Marc Albrechts Liebesbeziehung

Fulminanter Saisonauftakt des OPS in Straßburg mit Mahlers Dritter

Marc Albrecht, der Orchesterchef des OPS, zeigte mit seinem Saisonauftakt, Mahlers dritter Symphonie, ganz eindeutig, wem seine Liebe gehört – dem Straßburger Philharmonischen Orchester. Was ihm an diesem Abend mit dem OPS gelang, kann nur dann zustande kommen, wenn sich beide Seiten lieben. Ein spannender Konzertabend, voll des Wohlklangs und prall mit vielen Überraschungen, auch wenn man Mahlers Stück in- und auswendig zu kennen glaubt. Albrecht muss die Partitur akribisch studiert haben, denn er ließ eine Symphonie erklingen, die bis ins letzte Detail durchdacht, durchhört und durchspielt war. Die Musiker seines Orchesters folgten ihm bis in jede kleinste Note, wodurch ein Klangbild zustande kam, das differenzierter nicht sein hätte können. Vermieden wurde jede Falle, die einen Einheitsbrei im Klang erzeugen hätte können.

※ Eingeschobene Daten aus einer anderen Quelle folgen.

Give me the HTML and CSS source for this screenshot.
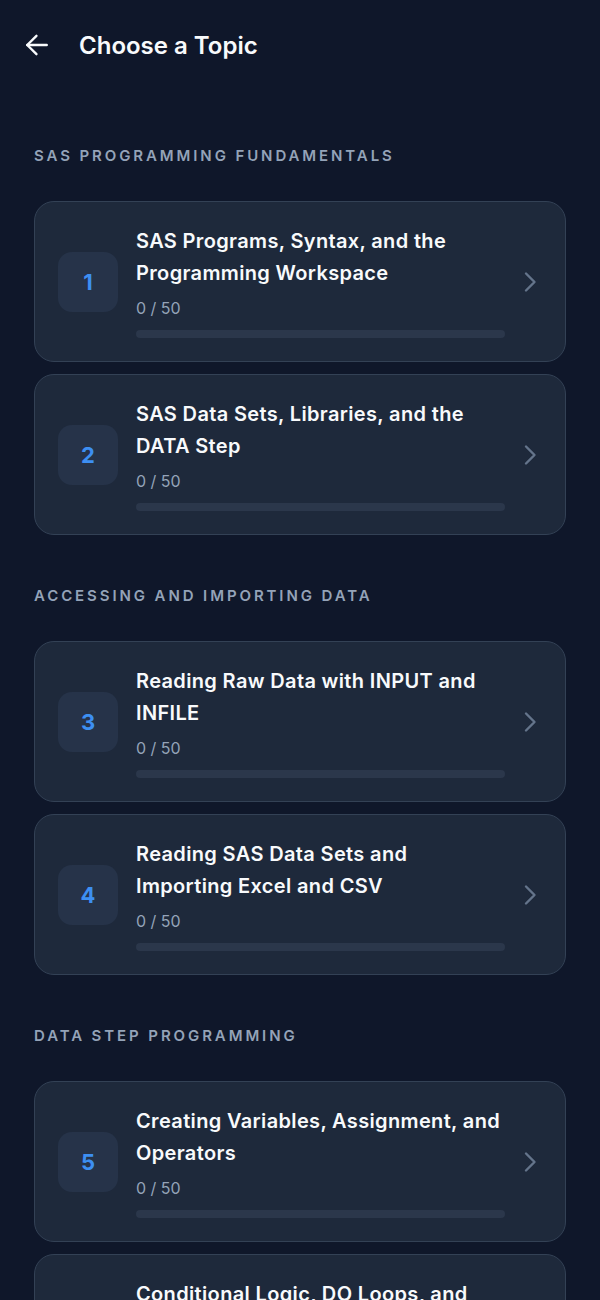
FILE: index.html
```html
<!DOCTYPE html>
<html lang="en">
<head>
  <meta charset="UTF-8">
  <meta name="viewport" content="width=device-width, initial-scale=1.0">
  <title>Choose a Topic</title>
  <link rel="stylesheet" href="styles.css">
</head>
<body>
  <header class="top-bar">
    <button class="back-btn" aria-label="Back">
      <svg width="26" height="26" viewBox="0 0 24 24" fill="none" stroke="currentColor" stroke-width="2.2" stroke-linecap="round" stroke-linejoin="round">
        <path d="M21 12H3"/>
        <path d="M11.5 3.5L3 12l8.5 8.5"/>
      </svg>
    </button>
    <h1>Choose a Topic</h1>
  </header>

  <main class="topic-list">
    <section class="topic-section">
      <h2 class="section-title">SAS Programming Fundamentals</h2>

      <a class="topic-card" href="#">
        <div class="topic-num">1</div>
        <div class="topic-body">
          <div class="topic-name">SAS Programs, Syntax, and the Programming Workspace</div>
          <div class="topic-count">0 / 50</div>
          <div class="progress"><div class="progress-fill" style="width: 0%"></div></div>
        </div>
        <svg class="chevron" width="14" height="22" viewBox="0 0 14 22" fill="none" stroke="currentColor" stroke-width="2.4" stroke-linecap="round" stroke-linejoin="round"><path d="M3 2.5l8.5 8.5L3 19.5"/></svg>
      </a>

      <a class="topic-card" href="#">
        <div class="topic-num">2</div>
        <div class="topic-body">
          <div class="topic-name">SAS Data Sets, Libraries, and the DATA Step</div>
          <div class="topic-count">0 / 50</div>
          <div class="progress"><div class="progress-fill" style="width: 0%"></div></div>
        </div>
        <svg class="chevron" width="14" height="22" viewBox="0 0 14 22" fill="none" stroke="currentColor" stroke-width="2.4" stroke-linecap="round" stroke-linejoin="round"><path d="M3 2.5l8.5 8.5L3 19.5"/></svg>
      </a>
    </section>

    <section class="topic-section">
      <h2 class="section-title">Accessing and Importing Data</h2>

      <a class="topic-card" href="#">
        <div class="topic-num">3</div>
        <div class="topic-body">
          <div class="topic-name">Reading Raw Data with INPUT and INFILE</div>
          <div class="topic-count">0 / 50</div>
          <div class="progress"><div class="progress-fill" style="width: 0%"></div></div>
        </div>
        <svg class="chevron" width="14" height="22" viewBox="0 0 14 22" fill="none" stroke="currentColor" stroke-width="2.4" stroke-linecap="round" stroke-linejoin="round"><path d="M3 2.5l8.5 8.5L3 19.5"/></svg>
      </a>

      <a class="topic-card" href="#">
        <div class="topic-num">4</div>
        <div class="topic-body">
          <div class="topic-name">Reading SAS Data Sets and Importing Excel and CSV</div>
          <div class="topic-count">0 / 50</div>
          <div class="progress"><div class="progress-fill" style="width: 0%"></div></div>
        </div>
        <svg class="chevron" width="14" height="22" viewBox="0 0 14 22" fill="none" stroke="currentColor" stroke-width="2.4" stroke-linecap="round" stroke-linejoin="round"><path d="M3 2.5l8.5 8.5L3 19.5"/></svg>
      </a>
    </section>

    <section class="topic-section">
      <h2 class="section-title">DATA Step Programming</h2>

      <a class="topic-card" href="#">
        <div class="topic-num">5</div>
        <div class="topic-body">
          <div class="topic-name">Creating Variables, Assignment, and Operators</div>
          <div class="topic-count">0 / 50</div>
          <div class="progress"><div class="progress-fill" style="width: 0%"></div></div>
        </div>
        <svg class="chevron" width="14" height="22" viewBox="0 0 14 22" fill="none" stroke="currentColor" stroke-width="2.4" stroke-linecap="round" stroke-linejoin="round"><path d="M3 2.5l8.5 8.5L3 19.5"/></svg>
      </a>

      <a class="topic-card" href="#">
        <div class="topic-num">6</div>
        <div class="topic-body">
          <div class="topic-name">Conditional Logic, DO Loops, and Arrays</div>
          <div class="topic-count">0 / 50</div>
          <div class="progress"><div class="progress-fill" style="width: 0%"></div></div>
        </div>
        <svg class="chevron" width="14" height="22" viewBox="0 0 14 22" fill="none" stroke="currentColor" stroke-width="2.4" stroke-linecap="round" stroke-linejoin="round"><path d="M3 2.5l8.5 8.5L3 19.5"/></svg>
      </a>
    </section>
  </main>
</body>
</html>
```

FILE: styles.css
```css
body {
  font-family: Inter, "Noto Sans", sans-serif;
  margin: 0;
  padding: 0;
  background-color: #0f172a;
  color: #f8fafc;
}
.top-bar {
  display: flex;
  align-items: center;
  height: 90px;
  padding: 0 24px;
  gap: 29px;
}
.back-btn {
  display: flex;
  align-items: center;
  justify-content: center;
  width: 26px;
  height: 26px;
  padding: 0;
  border: none;
  background: none;
  color: #f8fafc;
  cursor: pointer;
}
h1 {
  margin: 0;
  font-size: 24px;
  font-weight: 600;
  letter-spacing: 0;
}
.topic-list {
  padding: 56px 34px 40px;
}
.topic-section + .topic-section {
  margin-top: 51px;
}
.section-title {
  margin: 0 0 35px;
  font-size: 15px;
  line-height: 20px;
  font-weight: 600;
  text-transform: uppercase;
  letter-spacing: 2.9px;
  color: #94a3b8;
}
.topic-card {
  display: flex;
  align-items: center;
  gap: 18px;
  padding: 23px 28px 23px 23px;
  margin-bottom: 12px;
  background-color: #1e293b;
  border: 1px solid #334155;
  border-radius: 20px;
  text-decoration: none;
  color: inherit;
}
.topic-num {
  flex: none;
  display: flex;
  align-items: center;
  justify-content: center;
  width: 60px;
  height: 60px;
  border-radius: 14px;
  background-color: #263349;
  color: #3d8ff2;
  font-size: 22px;
  font-weight: 700;
}
.topic-body {
  flex: 1;
  min-width: 0;
}
.topic-name {
  font-size: 20px;
  line-height: 32px;
  font-weight: 600;
  letter-spacing: 0.35px;
  color: #f8fafc;
}
.topic-count {
  margin-top: 7px;
  font-size: 16px;
  line-height: 24px;
  color: #94a3b8;
}
.progress {
  margin-top: 10px;
  height: 8px;
  border-radius: 4px;
  background-color: #2b374b;
  overflow: hidden;
}
.progress-fill {
  height: 100%;
  background-color: #3b82f6;
}
.chevron {
  flex: none;
  color: #64748b;
}
```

Mit Verve und Freude agierte Albrecht an seinem Pult und man wünschte sich, auch seinem Mienenspiel folgen zu können, das in den wenigen Augenblicken, in denen er seitlich dem Publikum zugewandt war, so ausdrucksstark erschien, wie die Musik selbst. Albrechts überschwängliche Gestik drückte pure Lebensfreude aus, die sich eins zu eins auf die Musiker übertrug. Nie noch hörte ich Mahlers Dritte in so vielen Einzelheiten der Orchesterstimmen, mit so vielen langsam sich steigernden dramatischen Momenten und nur wenigen, dafür aber umso intensiveren, eruptiven Ausbrüchen wie dieses Mal.

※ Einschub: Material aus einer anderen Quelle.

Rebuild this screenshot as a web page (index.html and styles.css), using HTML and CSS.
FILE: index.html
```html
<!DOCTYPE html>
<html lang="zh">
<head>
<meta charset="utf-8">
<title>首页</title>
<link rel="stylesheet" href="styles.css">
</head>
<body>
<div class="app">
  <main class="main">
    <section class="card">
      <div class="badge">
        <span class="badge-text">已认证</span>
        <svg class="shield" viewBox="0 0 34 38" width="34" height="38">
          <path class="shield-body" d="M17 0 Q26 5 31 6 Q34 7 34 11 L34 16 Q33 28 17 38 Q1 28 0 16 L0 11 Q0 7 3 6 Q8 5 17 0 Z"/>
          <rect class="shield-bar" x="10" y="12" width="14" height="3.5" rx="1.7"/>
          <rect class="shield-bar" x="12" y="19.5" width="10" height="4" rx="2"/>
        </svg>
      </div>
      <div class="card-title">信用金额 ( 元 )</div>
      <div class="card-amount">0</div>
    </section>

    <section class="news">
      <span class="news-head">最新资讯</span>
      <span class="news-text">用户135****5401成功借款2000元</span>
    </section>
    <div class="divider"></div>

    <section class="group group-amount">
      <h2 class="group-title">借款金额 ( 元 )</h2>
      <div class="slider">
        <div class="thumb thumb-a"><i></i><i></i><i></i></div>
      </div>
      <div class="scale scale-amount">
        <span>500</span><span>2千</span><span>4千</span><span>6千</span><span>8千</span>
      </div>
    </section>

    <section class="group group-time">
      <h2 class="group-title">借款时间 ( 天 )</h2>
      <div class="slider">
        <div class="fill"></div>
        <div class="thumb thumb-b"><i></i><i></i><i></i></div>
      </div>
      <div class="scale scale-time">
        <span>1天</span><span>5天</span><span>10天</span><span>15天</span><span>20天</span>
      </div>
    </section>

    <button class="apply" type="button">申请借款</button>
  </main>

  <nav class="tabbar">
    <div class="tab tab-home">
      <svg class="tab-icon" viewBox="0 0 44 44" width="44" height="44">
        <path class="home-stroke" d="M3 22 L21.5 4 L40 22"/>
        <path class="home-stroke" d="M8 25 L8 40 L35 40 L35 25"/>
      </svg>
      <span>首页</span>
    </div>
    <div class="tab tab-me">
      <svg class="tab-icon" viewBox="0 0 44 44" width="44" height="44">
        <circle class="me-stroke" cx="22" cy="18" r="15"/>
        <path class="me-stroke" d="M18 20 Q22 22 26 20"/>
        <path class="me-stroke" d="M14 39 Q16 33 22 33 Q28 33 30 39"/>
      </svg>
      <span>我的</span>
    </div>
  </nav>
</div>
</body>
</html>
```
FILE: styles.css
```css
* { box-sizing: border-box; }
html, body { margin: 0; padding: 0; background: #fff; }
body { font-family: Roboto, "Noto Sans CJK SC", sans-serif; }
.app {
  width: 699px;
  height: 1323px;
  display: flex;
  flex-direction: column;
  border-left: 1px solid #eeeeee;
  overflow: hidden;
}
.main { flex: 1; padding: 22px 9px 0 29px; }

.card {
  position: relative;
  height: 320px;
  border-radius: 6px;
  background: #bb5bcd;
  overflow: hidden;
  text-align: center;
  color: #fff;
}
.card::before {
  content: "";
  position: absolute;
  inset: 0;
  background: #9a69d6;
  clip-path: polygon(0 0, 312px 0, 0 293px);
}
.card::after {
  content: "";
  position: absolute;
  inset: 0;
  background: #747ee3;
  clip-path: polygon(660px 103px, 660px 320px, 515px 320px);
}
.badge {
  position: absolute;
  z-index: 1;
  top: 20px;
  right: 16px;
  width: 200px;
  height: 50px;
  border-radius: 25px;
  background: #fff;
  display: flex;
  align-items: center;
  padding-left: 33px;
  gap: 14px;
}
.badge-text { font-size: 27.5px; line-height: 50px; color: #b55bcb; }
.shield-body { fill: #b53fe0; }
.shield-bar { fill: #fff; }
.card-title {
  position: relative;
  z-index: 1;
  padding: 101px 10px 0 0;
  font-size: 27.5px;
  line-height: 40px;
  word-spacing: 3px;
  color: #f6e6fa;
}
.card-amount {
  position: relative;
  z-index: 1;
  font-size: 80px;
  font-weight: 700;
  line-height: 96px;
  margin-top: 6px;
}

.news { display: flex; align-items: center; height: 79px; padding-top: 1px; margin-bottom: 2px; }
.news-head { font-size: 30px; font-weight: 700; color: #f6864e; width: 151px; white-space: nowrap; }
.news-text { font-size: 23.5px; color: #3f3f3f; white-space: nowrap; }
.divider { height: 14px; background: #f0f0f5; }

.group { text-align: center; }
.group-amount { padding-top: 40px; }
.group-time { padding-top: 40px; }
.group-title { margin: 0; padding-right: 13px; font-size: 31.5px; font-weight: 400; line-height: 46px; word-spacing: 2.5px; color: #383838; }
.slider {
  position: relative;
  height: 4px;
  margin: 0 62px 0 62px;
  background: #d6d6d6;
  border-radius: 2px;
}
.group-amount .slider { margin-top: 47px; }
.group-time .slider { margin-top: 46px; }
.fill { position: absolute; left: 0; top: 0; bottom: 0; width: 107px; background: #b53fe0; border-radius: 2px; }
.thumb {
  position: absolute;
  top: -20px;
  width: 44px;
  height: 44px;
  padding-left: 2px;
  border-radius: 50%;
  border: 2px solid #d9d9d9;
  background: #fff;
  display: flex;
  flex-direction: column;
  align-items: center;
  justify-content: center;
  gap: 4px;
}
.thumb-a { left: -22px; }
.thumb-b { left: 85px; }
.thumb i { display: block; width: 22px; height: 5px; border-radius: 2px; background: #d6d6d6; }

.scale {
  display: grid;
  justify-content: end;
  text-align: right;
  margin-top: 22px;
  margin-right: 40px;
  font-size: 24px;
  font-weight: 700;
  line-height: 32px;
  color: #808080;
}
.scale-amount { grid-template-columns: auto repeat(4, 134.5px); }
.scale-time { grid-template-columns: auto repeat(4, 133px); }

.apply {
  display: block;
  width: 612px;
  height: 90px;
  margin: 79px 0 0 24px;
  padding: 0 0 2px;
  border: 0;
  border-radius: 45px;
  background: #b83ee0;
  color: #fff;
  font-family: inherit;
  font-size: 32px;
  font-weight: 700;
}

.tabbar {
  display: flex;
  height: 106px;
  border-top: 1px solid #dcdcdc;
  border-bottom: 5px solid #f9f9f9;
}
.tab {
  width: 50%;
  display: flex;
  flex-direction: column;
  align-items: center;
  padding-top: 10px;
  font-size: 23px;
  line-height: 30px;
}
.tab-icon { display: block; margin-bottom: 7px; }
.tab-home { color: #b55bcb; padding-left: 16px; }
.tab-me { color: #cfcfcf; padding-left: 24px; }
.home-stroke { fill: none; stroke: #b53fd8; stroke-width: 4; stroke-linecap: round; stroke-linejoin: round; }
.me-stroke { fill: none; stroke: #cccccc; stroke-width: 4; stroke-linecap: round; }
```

Albrecht, so drängte sich der Vergleich auf, nahm im Partiturstudium wohl Anleihe an Kollegen, die alte Musik interpretieren – allen voran Nikolaus Harnoncourt – denn so wie dieser, verließ er sich überhaupt nicht auf gängige Interpretationen, sondern stützte sich voll und ganz auf sein eigenes Können, Wissen und Wollen. Bewusst geizte er mit überschnell aufgebauten Forti und dosierte seine Bläser bis ins gerade noch Spielbare um dann zu den jeweiligen Satzhöhepunkten dramatisch aufbauen zu können ohne vorher schon das ganze Klangpulver verschossen zu haben. Er versuchte auch, Mahlers Wunsch nach unterschiedlichen Orten, von denen die Klänge der Bläser kommen sollten, zu erfüllen und ließ das Trompetensolo schon im ersten Satz durch eine geöffnete Türe vom Gang erklingen, durch den die Künstler die Bühne betreten.

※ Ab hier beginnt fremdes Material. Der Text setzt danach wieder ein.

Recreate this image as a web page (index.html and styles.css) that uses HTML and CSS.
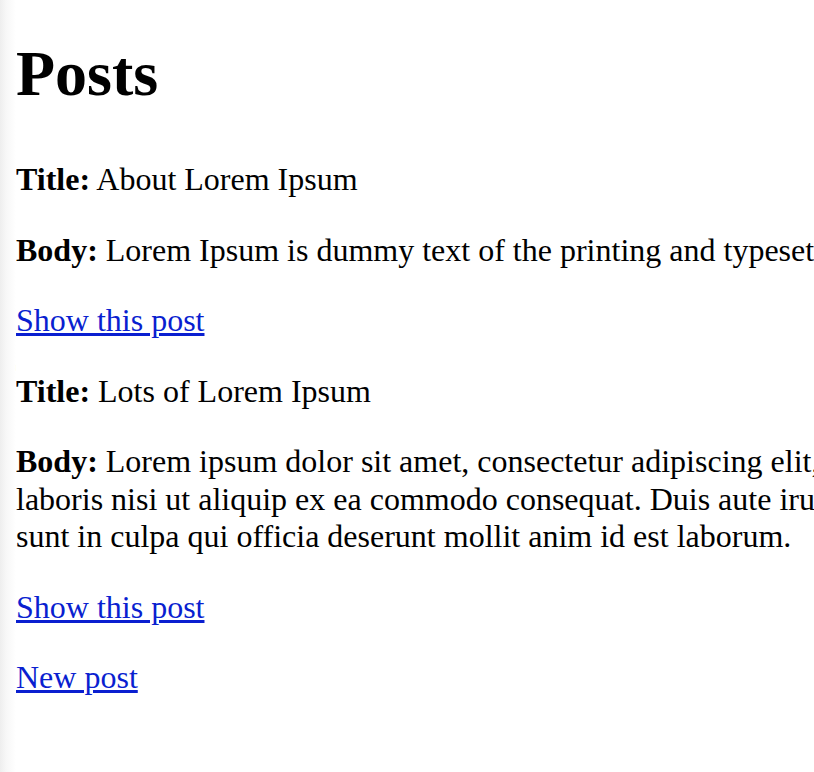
FILE: index.html
```html
<!DOCTYPE html>
<html lang="en">
<head>
<meta charset="utf-8">
<title>Posts</title>
<link rel="stylesheet" href="styles.css">
</head>
<body>
<h1 class="page-title">Posts</h1>
<div class="posts">
  <div class="post">
    <p class="field"><strong>Title:</strong> About Lorem Ipsum</p>
    <p class="field"><span class="line"><strong>Body:</strong> Lorem Ipsum is dummy text of the printing and typesetting industry. Lorem Ipsum has been the industry's standard dummy text ever since the 1500s.</span></p>
    <p class="field"><a class="link" href="#">Show this post</a></p>
  </div>
  <div class="post">
    <p class="field"><strong>Title:</strong> Lots of Lorem Ipsum</p>
    <p class="field"><span class="line"><strong>Body:</strong> Lorem ipsum dolor sit amet, consectetur adipiscing elit, sed do eiusmod tempor incididunt ut labore et dolore magna aliqua. Ut enim ad minim veniam, quis nostrud exercitation ullamco</span><span class="line">laboris nisi ut aliquip ex ea commodo consequat. Duis aute irure dolor in reprehenderit in voluptate velit esse cillum dolore eu fugiat nulla pariatur. Excepteur sint occaecat cupidatat non proident,</span><span class="line">sunt in culpa qui officia deserunt mollit anim id est laborum.</span></p>
    <p class="field"><a class="link" href="#">Show this post</a></p>
  </div>
</div>
<p class="field"><a class="link" href="#">New post</a></p>
</body>
</html>
```
FILE: styles.css
```css
html {
  overflow: hidden;
  background: linear-gradient(to right, #eeeeee 0, #f7f7f7 6px, #ffffff 16px);
  min-height: 100%;
}
body {
  margin: 16px 0 16px 16px;
  font-family: "Liberation Serif", "Times New Roman", serif;
  font-size: 32px;
  line-height: 37.5px;
  color: #000;
}
.page-title {
  font-size: 64px;
  line-height: 74px;
  font-weight: bold;
  margin: 21px 0 50px;
}
.field {
  margin: 33px 0;
}
.line {
  display: block;
  white-space: nowrap;
  overflow: hidden;
}
.link {
  color: #0a1fd0;
  text-decoration: underline;
}
```
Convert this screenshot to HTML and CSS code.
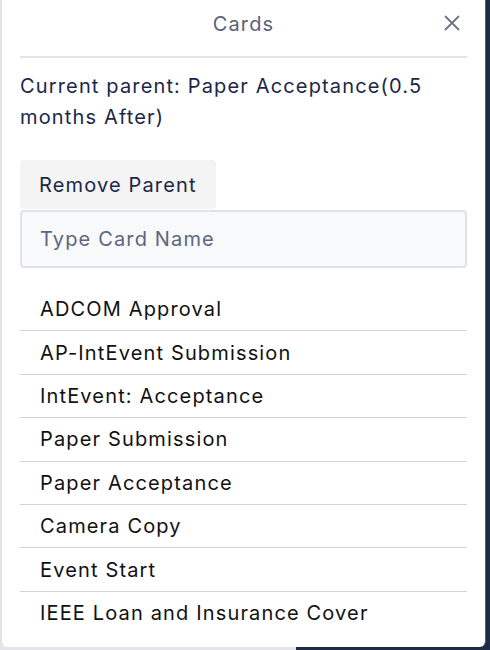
FILE: index.html
```html
<!DOCTYPE html>
<html>
<head>
<meta charset="utf-8">
<link rel="stylesheet" href="styles.css">
</head>
<body>
<div class="panel">
  <div class="header">
    <span class="title">Cards</span>
    <svg class="close" width="16" height="16" viewBox="0 0 16 16"><path d="M1.5 1.5 L14.5 14.5 M14.5 1.5 L1.5 14.5" stroke="#6b7385" stroke-width="1.8" stroke-linecap="round" fill="none"/></svg>
  </div>
  <p class="current">Current parent: Paper Acceptance(0.5 months After)</p>
  <button class="remove">Remove Parent</button>
  <input class="search" type="text" placeholder="Type Card Name">
  <ul class="list">
    <li>ADCOM Approval</li>
    <li>AP-IntEvent Submission</li>
    <li>IntEvent: Acceptance</li>
    <li>Paper Submission</li>
    <li>Paper Acceptance</li>
    <li>Camera Copy</li>
    <li>Event Start</li>
    <li>IEEE Loan and Insurance Cover</li>
  </ul>
</div>
</body>
</html>
```
FILE: styles.css
```css
html, body {
  margin: 0;
  padding: 0;
  height: 100%;
}
body {
  background: linear-gradient(to right, #e3e4e8 0, #e3e4e8 296px, #1c2b48 296px);
  font-family: Inter, "Noto Sans", sans-serif;
  letter-spacing: 1.15px;
}
.panel {
  box-sizing: border-box;
  width: 486px;
  height: 647px;
  background: #fff;
  border-left: 2px solid #e2e3e7;
  border-right: 1px solid #5a5d66;
  border-radius: 0 0 6px 6px;
  padding: 0 18px 0 18px;
  display: flex;
  flex-direction: column;
}
.header {
  position: relative;
  height: 56px;
  border-bottom: 2px solid #e3e3e8;
  display: flex;
  align-items: center;
  justify-content: center;
}
.title {
  font-size: 20px;
  color: #59627a;
  margin-top: -9px;
}
.close {
  position: absolute;
  right: 7px;
  top: 15px;
}
.current {
  margin: 13px 0 0 0;
  font-size: 20px;
  line-height: 31px;
  color: #1b2748;
}
.remove {
  align-self: flex-start;
  margin-top: 27px;
  height: 49px;
  padding: 0 19px;
  border: none;
  border-radius: 4px;
  background: #f4f4f5;
  font-family: inherit;
  letter-spacing: inherit;
  font-size: 20px;
  color: #1b2748;
}
.search {
  box-sizing: border-box;
  margin: 1px 0 0 0;
  height: 58px;
  width: 100%;
  border: 2px solid #e1e2e6;
  border-radius: 4px;
  background: #f8f9fb;
  padding: 0 18px;
  font-family: inherit;
  letter-spacing: inherit;
  font-size: 20px;
  color: #1b2748;
  outline: none;
}
.search::placeholder {
  color: #5c6680;
}
.list {
  list-style: none;
  margin: 20px 0 0 0;
  padding: 0;
}
.list li {
  box-sizing: border-box;
  height: 43.4px;
  display: flex;
  align-items: center;
  padding: 0 20px;
  font-size: 20px;
  color: #111;
  border-bottom: 1.5px solid #d3d3d6;
}
.list li:last-child {
  border-bottom: none;
}
```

Seine Feuertaufe erlebte an diesem Abend auch Vladen Chernomor, der neue Supersolist des Orchesters. Zum ersten Mal präsentierte er sich dem Straßburger Publikum mit einem singenden Geigenspiel, das von einem zarten Schmelz geprägt war; niemals war ein trockener Ton zu vernehmen, was sicherlich auch seinem schönen Instrument zuzuschreiben ist. Eine schöne Bereicherung für das ohnehin exzellente Orchester. Das im dritten Satz aufkommende Duett zwischen den Bläsern und den Streichern interpretierte Albrecht beinahe schon kammermusikalisch, woraufhin der Einsatz der Bässe umso fulminanter zum Tragen kam. Die Musiker dieser Instrumentengruppe trugen, wie immer, zu einer gelungenen Aufführung bei, denn sie verstehen ihre Stimmen, im Gegensatz zu vielen ihrer Kollegen in anderen Klangkörpern, nicht nur als begleitende, was sicherlich auch der Motivation ihres Dirigenten zu verdanken ist.

Hanne Fischer - Foto: Det Kongelige Teater

Hanne Fischer - Foto: Det Kongelige Teater

Hanne Fischer sang ihren Part nach einem Gedicht von Nietzsche klar und völlig unprätentiös und fügte sich harmonisch in das Klangbild ein. Sicher in allen Lagen bot sie auch dem Chor einen ausreichenden, aber wohltuend unaufgeregten und eher erzählerischen Widerpart. Der letzte Satz knüpfte, wie oft bei Albrecht, in der Interpretationsweise an den Beginn der Symphonie an und brachte das permanentes Anschwellen aller Stimmen so subtil, verhalten und dennoch zielstrebig, dass das Fortissimo wie eine Erlösung der zuvor erlittenen Spannung erklang. Marc Albrechts Liebesbeziehung verursachte schon am ersten Abend der neuen Saison Herzrasen!